Re-distribute mailbox databases


The RedistributeActiveDatabases.ps1 script allows us to re-balance the mailbox servers by distributing the mailbox databases. You can either balance databases in two different ways:

  • BalanceDbsByActivationPreference - this moves the databases to the server that is marked as the most preferred copy (based on ActivationPreference)
  • BalanceDbsBySiteAndActivationPreference - this balances databases to their most preferred copy but also tries to balance the databases between the AD sites (useful for multi-site DAGs where both sites have active users)

In our case, we only have two servers in one AD site so we’ll use BalanceDbsByActivationPreference. The script is located in “C:\Program Files\Microsoft\Exchange Server\V15\scripts” by default so we first need to change directory. We can use this neat shortcut to do this:

cd $exscripts

image

Now we’ll run our script to balance the databases according to ActivationPreference and then output the results using the -ShowFinalDatabaseDistribution switch:

.\RedistributeActiveDatabases.ps1 -BalanceDbsByActivationPreference -ShowFinalDatabaseDistribution

image

In the first part of the output, under the heading “Starting Server Distribution”, we can see that the script has worked out that we have 4 mailbox databases and that they’re all mounted on LITEX02.

Under the heading “Starting Database Moves”, the script then moves MDB01 and MDB02 to LITEX01 as it has worked out that LITEX02 has an ActivationPreference (AP) of 2 and LITEX01 has an AP of 1 for these mailbox databases. We’re prompted to confirm each move unless we use the -Confirm:$false parameter.

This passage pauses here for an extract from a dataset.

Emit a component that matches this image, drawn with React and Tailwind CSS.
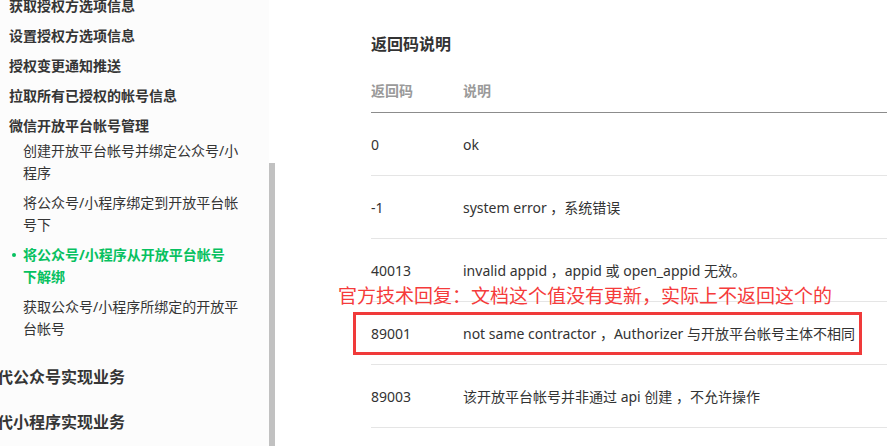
import React from 'react';

const topItems = ['获取授权方选项信息', '设置授权方选项信息', '授权变更通知推送', '拉取所有已授权的帐号信息', '微信开放平台帐号管理'];

const subItems = [
  { lines: ['创建开放平台帐号并绑定公众号/小', '程序'] },
  { lines: ['将公众号/小程序绑定到开放平台帐', '号下'] },
  { lines: ['将公众号/小程序从开放平台帐号', '下解绑'], active: true },
  { lines: ['获取公众号/小程序所绑定的开放平', '台帐号'] },
];

const rows = [
  { code: '0', desc: 'ok' },
  { code: '-1', desc: 'system error ，系统错误' },
  { code: '40013', desc: 'invalid appid ，appid 或 open_appid 无效。' },
  { code: '89001', desc: 'not same contractor ，Authorizer 与开放平台帐号主体不相同' },
  { code: '89003', desc: '该开放平台帐号并非通过 api 创建 ，不允许操作' },
];

const Sidebar = () => (
  <aside className="w-[269px] shrink-0 bg-[#fcfcfc] text-[#353535]">
    <div className="mt-[-10px]">
      {topItems.map((t) => (
        <div key={t} className="h-[30px] flex items-center pl-[9px] text-[14px] font-bold">
          {t}
        </div>
      ))}
    </div>
    <div>
      {subItems.map((item, i) => (
        <div key={i} className="relative pl-[23px] pb-[8px] text-[14px] leading-[22px]">
          {item.active && (
            <span className="absolute left-[12px] top-[9px] w-[4px] h-[4px] rounded-full bg-[#07c160]" />
          )}
          {item.lines.map((l) => (
            <div key={l} className={item.active ? 'font-bold text-[#07c160]' : ''}>
              {l}
            </div>
          ))}
        </div>
      ))}
    </div>
    <div className="mt-[6px] ml-[-3px]">
      <div className="h-[45px] flex items-center text-[16px] font-bold whitespace-nowrap">代公众号实现业务</div>
      <div className="h-[45px] flex items-center text-[16px] font-bold whitespace-nowrap">代小程序实现业务</div>
    </div>
  </aside>
);

const App = () => {
  return (
    <div
      className="relative w-[887px] h-[446px] overflow-hidden flex bg-white"
      style={{ fontFamily: '"Noto Sans", "Noto Sans CJK SC", sans-serif' }}
    >
      <Sidebar />

      {/* scrollbar */}
      <div className="w-[6px] shrink-0 flex flex-col">
        <div className="h-[163px]" />
        <div className="flex-1 bg-[#c1c1c1]" />
      </div>

      <main className="flex-1 pl-[96px] pt-[32px] text-[#333]">
        <h2 className="text-[16px] leading-[24px] font-semibold whitespace-nowrap">返回码说明</h2>
        <div className="mt-[13px] h-[44px] flex items-center border-b border-[#8c8c8c] text-[14px] font-semibold text-[#9a9a9a]">
          <div className="w-[92px]">返回码</div>
          <div>说明</div>
        </div>
        {rows.map((r) => (
          <div key={r.code} className="h-[63px] flex items-center border-b border-[#e5e5e5] text-[14px] whitespace-nowrap">
            <div className="w-[92px]">{r.code}</div>
            <div>{r.desc}</div>
          </div>
        ))}
      </main>

      {/* annotation overlay */}
      <div className="absolute left-[338px] top-[284px] text-[19px] leading-[24px] text-[#f53b3b] whitespace-nowrap">
        官方技术回复：文档这个值没有更新，实际上不返回这个的
      </div>
      <div className="absolute left-[353px] top-[312px] w-[509px] h-[43px] border-[3px] border-[#f03a3a]" />
    </div>
  );
};

export default App;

Once the databases are moved, we can see an output stating that there are two active and two passive databases on each mailbox server.

image

In the next part of the output, we can see a summary of the moves where it states each server and the AP of the copy that is active at the start and finish of the script. We can see that MDB01 and MDB02 were activated on LITEX01 and MDB03 and MDB04 were not moved. 


Conclusion


In this post, I've demonstrated how to balance your mailbox databases among your Exchange 2016 mailbox servers.